Nov. 14 (Bloomberg) -- The ruble strengthened and government bonds rose after Federal Reserve chairman nominee Janet Yellen signaled stimulus will be maintained, boosting appetite for riskier emerging-market assets.
The ruble appreciated 0.2 percent to 37.7764 against Bank Rossii’s target dollar-euro basket by 6 p.m. in Moscow, when the central bank stops its market operations. The yield on government bonds due February 2027 declined three basis points, or 0.03 percentage point, to 7.80 percent.
Yellen, the Fed’s vice chairman, yesterday voiced her commitment to using bond purchases known as quantitative easing to boost growth and lower unemployment that remains above 7 percent more than four years after the economy began to recover. The regular tax period, when Russian companies pay ruble-denominated taxes, starts tomorrow with payments to insurance and pension funds.

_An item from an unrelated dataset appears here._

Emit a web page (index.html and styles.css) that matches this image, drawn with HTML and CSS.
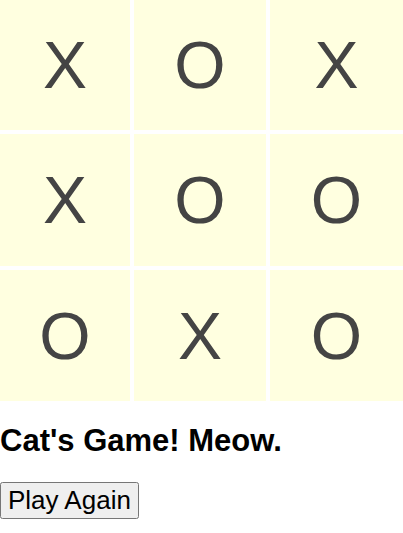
FILE: index.html
```html
<!DOCTYPE html>
<html>
<head>
<meta charset="utf-8">
<link rel="stylesheet" href="styles.css">
</head>
<body>
<div class="board">
  <div class="cell">X</div>
  <div class="cell">O</div>
  <div class="cell">X</div>
  <div class="cell">X</div>
  <div class="cell">O</div>
  <div class="cell">O</div>
  <div class="cell">O</div>
  <div class="cell">X</div>
  <div class="cell">O</div>
</div>
<h1 class="status">Cat's Game! Meow.</h1>
<button class="again">Play Again</button>
</body>
</html>
```
FILE: styles.css
```css
body {
  margin: 0;
  font-family: "Liberation Sans", Arial, sans-serif;
  background: #fff;
}
.board {
  display: grid;
  grid-template-columns: 130px 132px 133px;
  grid-template-rows: 130px 132px 131px;
  gap: 4px;
}
.cell {
  background: #ffffe0;
  color: #444;
  font-size: 66px;
  display: flex;
  align-items: center;
  justify-content: center;
}
.status {
  font-size: 31px;
  font-weight: bold;
  margin: 22px 0 23px;
  color: #000;
}
.again {
  font-family: "Liberation Sans", Arial, sans-serif;
  font-size: 26px;
  margin: 0;
}
```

It’s only “a matter of time” before the ruble advances to 37.50 against the basket as the tax period “increases its importance in the coming week,” Evgeny Koshelev, an analyst at OAO Rosbank in Moscow, said in e-mailed comments.
Oil advanced 0.6 percent to $107.79 a barrel in London, extending a 1.2 percent gain yesterday. An index of the 20 most actively-traded emerging-market currencies was little changed at 92.6522, according to data compiled by Bloomberg.
The ruble strengthened 0.1 percent against the dollar to 32.6920 and traded up 0.3 percent versus the euro at 43.9925.
Russian corporate taxpayers will pay 505 billion rubles ($15 billion) to 595 billion rubles during the November tax period, according to OAO Promsvyazbank. Mineral-extraction tax and excise duties of 270 billion to 300 billion rubles come due on November 25, Alexey Egorov, an analyst at the Moscow-based lender, said in an e-mailed note.